** Start of Source excerpt **

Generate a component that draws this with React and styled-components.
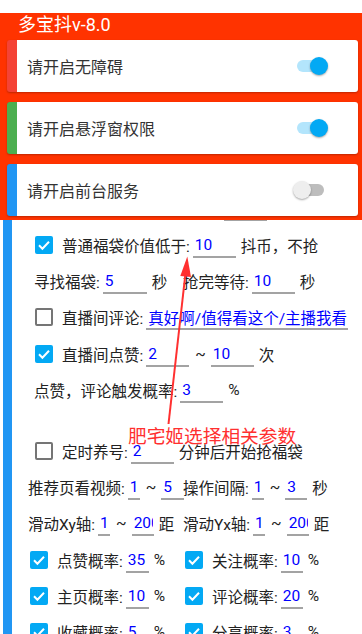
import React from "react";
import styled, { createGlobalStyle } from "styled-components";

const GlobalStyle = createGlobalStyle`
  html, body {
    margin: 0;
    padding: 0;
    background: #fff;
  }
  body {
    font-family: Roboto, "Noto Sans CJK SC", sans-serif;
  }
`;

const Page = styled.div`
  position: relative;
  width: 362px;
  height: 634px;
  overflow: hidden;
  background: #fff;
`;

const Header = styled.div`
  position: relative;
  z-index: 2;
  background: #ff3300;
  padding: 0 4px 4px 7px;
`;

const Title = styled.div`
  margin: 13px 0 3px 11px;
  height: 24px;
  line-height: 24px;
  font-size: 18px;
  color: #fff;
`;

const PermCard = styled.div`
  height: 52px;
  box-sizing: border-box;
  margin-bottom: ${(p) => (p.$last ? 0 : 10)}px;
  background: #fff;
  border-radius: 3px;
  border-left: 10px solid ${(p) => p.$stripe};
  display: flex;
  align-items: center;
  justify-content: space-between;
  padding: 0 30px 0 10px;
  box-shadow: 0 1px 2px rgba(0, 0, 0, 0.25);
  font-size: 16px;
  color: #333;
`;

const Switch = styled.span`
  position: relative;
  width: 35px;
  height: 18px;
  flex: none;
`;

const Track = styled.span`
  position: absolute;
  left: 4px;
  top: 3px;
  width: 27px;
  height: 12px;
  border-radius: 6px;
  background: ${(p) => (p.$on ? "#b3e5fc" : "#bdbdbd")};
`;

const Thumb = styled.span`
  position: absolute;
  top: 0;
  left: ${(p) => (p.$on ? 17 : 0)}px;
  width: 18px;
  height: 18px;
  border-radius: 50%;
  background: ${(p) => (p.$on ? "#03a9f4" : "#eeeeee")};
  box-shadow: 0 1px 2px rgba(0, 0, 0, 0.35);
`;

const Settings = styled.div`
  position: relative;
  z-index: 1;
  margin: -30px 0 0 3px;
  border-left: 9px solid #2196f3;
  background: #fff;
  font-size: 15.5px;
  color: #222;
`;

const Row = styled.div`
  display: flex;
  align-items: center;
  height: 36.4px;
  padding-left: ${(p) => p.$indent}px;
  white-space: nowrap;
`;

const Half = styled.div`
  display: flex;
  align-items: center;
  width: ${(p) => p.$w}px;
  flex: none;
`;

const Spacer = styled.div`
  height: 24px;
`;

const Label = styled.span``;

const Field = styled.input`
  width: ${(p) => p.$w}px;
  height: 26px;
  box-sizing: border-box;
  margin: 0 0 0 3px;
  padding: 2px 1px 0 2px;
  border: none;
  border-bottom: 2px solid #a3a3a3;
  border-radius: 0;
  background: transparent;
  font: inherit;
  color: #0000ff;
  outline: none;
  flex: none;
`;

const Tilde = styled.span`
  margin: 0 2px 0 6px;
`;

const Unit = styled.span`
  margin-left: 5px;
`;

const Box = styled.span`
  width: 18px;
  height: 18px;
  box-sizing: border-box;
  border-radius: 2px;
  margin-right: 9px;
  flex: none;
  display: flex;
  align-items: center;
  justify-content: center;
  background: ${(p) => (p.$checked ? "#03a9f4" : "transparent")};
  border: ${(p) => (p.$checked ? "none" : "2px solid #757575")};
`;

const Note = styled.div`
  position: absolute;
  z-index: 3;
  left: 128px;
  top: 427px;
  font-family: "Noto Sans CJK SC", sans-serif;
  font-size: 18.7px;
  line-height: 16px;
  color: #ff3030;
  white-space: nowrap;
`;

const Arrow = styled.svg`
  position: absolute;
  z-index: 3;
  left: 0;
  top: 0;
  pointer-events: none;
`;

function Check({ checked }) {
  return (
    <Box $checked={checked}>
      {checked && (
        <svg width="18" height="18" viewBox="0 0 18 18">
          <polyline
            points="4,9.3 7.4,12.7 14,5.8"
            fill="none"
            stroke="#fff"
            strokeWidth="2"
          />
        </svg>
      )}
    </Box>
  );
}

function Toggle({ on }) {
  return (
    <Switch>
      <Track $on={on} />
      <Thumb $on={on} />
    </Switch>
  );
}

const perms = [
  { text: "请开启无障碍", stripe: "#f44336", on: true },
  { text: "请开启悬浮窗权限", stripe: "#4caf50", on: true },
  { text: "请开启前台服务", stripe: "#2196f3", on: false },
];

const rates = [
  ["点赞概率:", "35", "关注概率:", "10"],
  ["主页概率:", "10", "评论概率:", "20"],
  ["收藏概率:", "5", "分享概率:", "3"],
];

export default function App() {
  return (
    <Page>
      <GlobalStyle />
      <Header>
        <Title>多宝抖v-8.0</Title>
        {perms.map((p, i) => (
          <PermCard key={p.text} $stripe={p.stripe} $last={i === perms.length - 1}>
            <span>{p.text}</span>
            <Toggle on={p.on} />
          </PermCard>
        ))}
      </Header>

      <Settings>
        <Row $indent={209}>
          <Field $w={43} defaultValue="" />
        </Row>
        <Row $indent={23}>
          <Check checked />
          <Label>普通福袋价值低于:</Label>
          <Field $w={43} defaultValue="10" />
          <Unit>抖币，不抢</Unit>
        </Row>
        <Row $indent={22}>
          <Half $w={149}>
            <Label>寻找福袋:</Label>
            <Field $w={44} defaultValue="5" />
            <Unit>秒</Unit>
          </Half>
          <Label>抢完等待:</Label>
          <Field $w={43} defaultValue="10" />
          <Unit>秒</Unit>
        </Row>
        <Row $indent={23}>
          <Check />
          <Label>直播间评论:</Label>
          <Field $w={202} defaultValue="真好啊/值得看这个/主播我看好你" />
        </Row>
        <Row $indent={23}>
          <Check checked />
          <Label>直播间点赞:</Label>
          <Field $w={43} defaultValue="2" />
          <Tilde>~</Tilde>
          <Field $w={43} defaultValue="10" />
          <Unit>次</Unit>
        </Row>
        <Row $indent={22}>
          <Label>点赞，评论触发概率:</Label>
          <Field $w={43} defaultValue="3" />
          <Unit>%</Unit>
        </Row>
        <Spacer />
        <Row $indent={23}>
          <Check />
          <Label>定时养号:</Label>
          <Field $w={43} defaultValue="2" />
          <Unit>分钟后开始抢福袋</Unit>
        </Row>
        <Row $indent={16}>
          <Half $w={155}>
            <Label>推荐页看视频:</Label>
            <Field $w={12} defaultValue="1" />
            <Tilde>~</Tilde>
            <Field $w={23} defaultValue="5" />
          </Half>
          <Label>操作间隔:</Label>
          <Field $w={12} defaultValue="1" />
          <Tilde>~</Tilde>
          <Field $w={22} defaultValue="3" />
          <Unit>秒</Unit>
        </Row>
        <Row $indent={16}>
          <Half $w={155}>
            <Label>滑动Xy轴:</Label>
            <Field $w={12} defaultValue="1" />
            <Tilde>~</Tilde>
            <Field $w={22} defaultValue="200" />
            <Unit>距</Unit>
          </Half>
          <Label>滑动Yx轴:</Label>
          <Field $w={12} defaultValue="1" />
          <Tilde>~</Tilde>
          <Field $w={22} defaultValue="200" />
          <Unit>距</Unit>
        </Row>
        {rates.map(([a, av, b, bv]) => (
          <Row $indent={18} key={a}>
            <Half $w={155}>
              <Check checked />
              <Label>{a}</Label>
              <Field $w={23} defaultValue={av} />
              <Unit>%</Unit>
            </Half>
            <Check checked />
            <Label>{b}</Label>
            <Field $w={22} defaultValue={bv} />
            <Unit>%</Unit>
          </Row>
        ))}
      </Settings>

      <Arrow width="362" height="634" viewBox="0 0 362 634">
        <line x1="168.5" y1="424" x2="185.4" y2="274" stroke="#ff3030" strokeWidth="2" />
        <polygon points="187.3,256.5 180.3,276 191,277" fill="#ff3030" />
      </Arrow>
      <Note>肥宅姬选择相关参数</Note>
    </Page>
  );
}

** End of Source excerpt **

### Your instructions
Reproduce the whole listing exactly, but not the images in it.

### Worked solution
Generate a component that draws this with React and styled-components.
import React from "react";
import styled, { createGlobalStyle } from "styled-components";

const GlobalStyle = createGlobalStyle`
  html, body {
    margin: 0;
    padding: 0;
    background: #fff;
  }
  body {
    font-family: Roboto, "Noto Sans CJK SC", sans-serif;
  }
`;

const Page = styled.div`
  position: relative;
  width: 362px;
  height: 634px;
  overflow: hidden;
  background: #fff;
`;

const Header = styled.div`
  position: relative;
  z-index: 2;
  background: #ff3300;
  padding: 0 4px 4px 7px;
`;

const Title = styled.div`
  margin: 13px 0 3px 11px;
  height: 24px;
  line-height: 24px;
  font-size: 18px;
  color: #fff;
`;

const PermCard = styled.div`
  height: 52px;
  box-sizing: border-box;
  margin-bottom: ${(p) => (p.$last ? 0 : 10)}px;
  background: #fff;
  border-radius: 3px;
  border-left: 10px solid ${(p) => p.$stripe};
  display: flex;
  align-items: center;
  justify-content: space-between;
  padding: 0 30px 0 10px;
  box-shadow: 0 1px 2px rgba(0, 0, 0, 0.25);
  font-size: 16px;
  color: #333;
`;

const Switch = styled.span`
  position: relative;
  width: 35px;
  height: 18px;
  flex: none;
`;

const Track = styled.span`
  position: absolute;
  left: 4px;
  top: 3px;
  width: 27px;
  height: 12px;
  border-radius: 6px;
  background: ${(p) => (p.$on ? "#b3e5fc" : "#bdbdbd")};
`;

const Thumb = styled.span`
  position: absolute;
  top: 0;
  left: ${(p) => (p.$on ? 17 : 0)}px;
  width: 18px;
  height: 18px;
  border-radius: 50%;
  background: ${(p) => (p.$on ? "#03a9f4" : "#eeeeee")};
  box-shadow: 0 1px 2px rgba(0, 0, 0, 0.35);
`;

const Settings = styled.div`
  position: relative;
  z-index: 1;
  margin: -30px 0 0 3px;
  border-left: 9px solid #2196f3;
  background: #fff;
  font-size: 15.5px;
  color: #222;
`;

const Row = styled.div`
  display: flex;
  align-items: center;
  height: 36.4px;
  padding-left: ${(p) => p.$indent}px;
  white-space: nowrap;
`;

const Half = styled.div`
  display: flex;
  align-items: center;
  width: ${(p) => p.$w}px;
  flex: none;
`;

const Spacer = styled.div`
  height: 24px;
`;

const Label = styled.span``;

const Field = styled.input`
  width: ${(p) => p.$w}px;
  height: 26px;
  box-sizing: border-box;
  margin: 0 0 0 3px;
  padding: 2px 1px 0 2px;
  border: none;
  border-bottom: 2px solid #a3a3a3;
  border-radius: 0;
  background: transparent;
  font: inherit;
  color: #0000ff;
  outline: none;
  flex: none;
`;

const Tilde = styled.span`
  margin: 0 2px 0 6px;
`;

const Unit = styled.span`
  margin-left: 5px;
`;

const Box = styled.span`
  width: 18px;
  height: 18px;
  box-sizing: border-box;
  border-radius: 2px;
  margin-right: 9px;
  flex: none;
  display: flex;
  align-items: center;
  justify-content: center;
  background: ${(p) => (p.$checked ? "#03a9f4" : "transparent")};
  border: ${(p) => (p.$checked ? "none" : "2px solid #757575")};
`;

const Note = styled.div`
  position: absolute;
  z-index: 3;
  left: 128px;
  top: 427px;
  font-family: "Noto Sans CJK SC", sans-serif;
  font-size: 18.7px;
  line-height: 16px;
  color: #ff3030;
  white-space: nowrap;
`;

const Arrow = styled.svg`
  position: absolute;
  z-index: 3;
  left: 0;
  top: 0;
  pointer-events: none;
`;

function Check({ checked }) {
  return (
    <Box $checked={checked}>
      {checked && (
        <svg width="18" height="18" viewBox="0 0 18 18">
          <polyline
            points="4,9.3 7.4,12.7 14,5.8"
            fill="none"
            stroke="#fff"
            strokeWidth="2"
          />
        </svg>
      )}
    </Box>
  );
}

function Toggle({ on }) {
  return (
    <Switch>
      <Track $on={on} />
      <Thumb $on={on} />
    </Switch>
  );
}

const perms = [
  { text: "请开启无障碍", stripe: "#f44336", on: true },
  { text: "请开启悬浮窗权限", stripe: "#4caf50", on: true },
  { text: "请开启前台服务", stripe: "#2196f3", on: false },
];

const rates = [
  ["点赞概率:", "35", "关注概率:", "10"],
  ["主页概率:", "10", "评论概率:", "20"],
  ["收藏概率:", "5", "分享概率:", "3"],
];

export default function App() {
  return (
    <Page>
      <GlobalStyle />
      <Header>
        <Title>多宝抖v-8.0</Title>
        {perms.map((p, i) => (
          <PermCard key={p.text} $stripe={p.stripe} $last={i === perms.length - 1}>
            <span>{p.text}</span>
            <Toggle on={p.on} />
          </PermCard>
        ))}
      </Header>

      <Settings>
        <Row $indent={209}>
          <Field $w={43} defaultValue="" />
        </Row>
        <Row $indent={23}>
          <Check checked />
          <Label>普通福袋价值低于:</Label>
          <Field $w={43} defaultValue="10" />
          <Unit>抖币，不抢</Unit>
        </Row>
        <Row $indent={22}>
          <Half $w={149}>
            <Label>寻找福袋:</Label>
            <Field $w={44} defaultValue="5" />
            <Unit>秒</Unit>
          </Half>
          <Label>抢完等待:</Label>
          <Field $w={43} defaultValue="10" />
          <Unit>秒</Unit>
        </Row>
        <Row $indent={23}>
          <Check />
          <Label>直播间评论:</Label>
          <Field $w={202} defaultValue="真好啊/值得看这个/主播我看好你" />
        </Row>
        <Row $indent={23}>
          <Check checked />
          <Label>直播间点赞:</Label>
          <Field $w={43} defaultValue="2" />
          <Tilde>~</Tilde>
          <Field $w={43} defaultValue="10" />
          <Unit>次</Unit>
        </Row>
        <Row $indent={22}>
          <Label>点赞，评论触发概率:</Label>
          <Field $w={43} defaultValue="3" />
          <Unit>%</Unit>
        </Row>
        <Spacer />
        <Row $indent={23}>
          <Check />
          <Label>定时养号:</Label>
          <Field $w={43} defaultValue="2" />
          <Unit>分钟后开始抢福袋</Unit>
        </Row>
        <Row $indent={16}>
          <Half $w={155}>
            <Label>推荐页看视频:</Label>
            <Field $w={12} defaultValue="1" />
            <Tilde>~</Tilde>
            <Field $w={23} defaultValue="5" />
          </Half>
          <Label>操作间隔:</Label>
          <Field $w={12} defaultValue="1" />
          <Tilde>~</Tilde>
          <Field $w={22} defaultValue="3" />
          <Unit>秒</Unit>
        </Row>
        <Row $indent={16}>
          <Half $w={155}>
            <Label>滑动Xy轴:</Label>
            <Field $w={12} defaultValue="1" />
            <Tilde>~</Tilde>
            <Field $w={22} defaultValue="200" />
            <Unit>距</Unit>
          </Half>
          <Label>滑动Yx轴:</Label>
          <Field $w={12} defaultValue="1" />
          <Tilde>~</Tilde>
          <Field $w={22} defaultValue="200" />
          <Unit>距</Unit>
        </Row>
        {rates.map(([a, av, b, bv]) => (
          <Row $indent={18} key={a}>
            <Half $w={155}>
              <Check checked />
              <Label>{a}</Label>
              <Field $w={23} defaultValue={av} />
              <Unit>%</Unit>
            </Half>
            <Check checked />
            <Label>{b}</Label>
            <Field $w={22} defaultValue={bv} />
            <Unit>%</Unit>
          </Row>
        ))}
      </Settings>

      <Arrow width="362" height="634" viewBox="0 0 362 634">
        <line x1="168.5" y1="424" x2="185.4" y2="274" stroke="#ff3030" strokeWidth="2" />
        <polygon points="187.3,256.5 180.3,276 191,277" fill="#ff3030" />
      </Arrow>
      <Note>肥宅姬选择相关参数</Note>
    </Page>
  );
}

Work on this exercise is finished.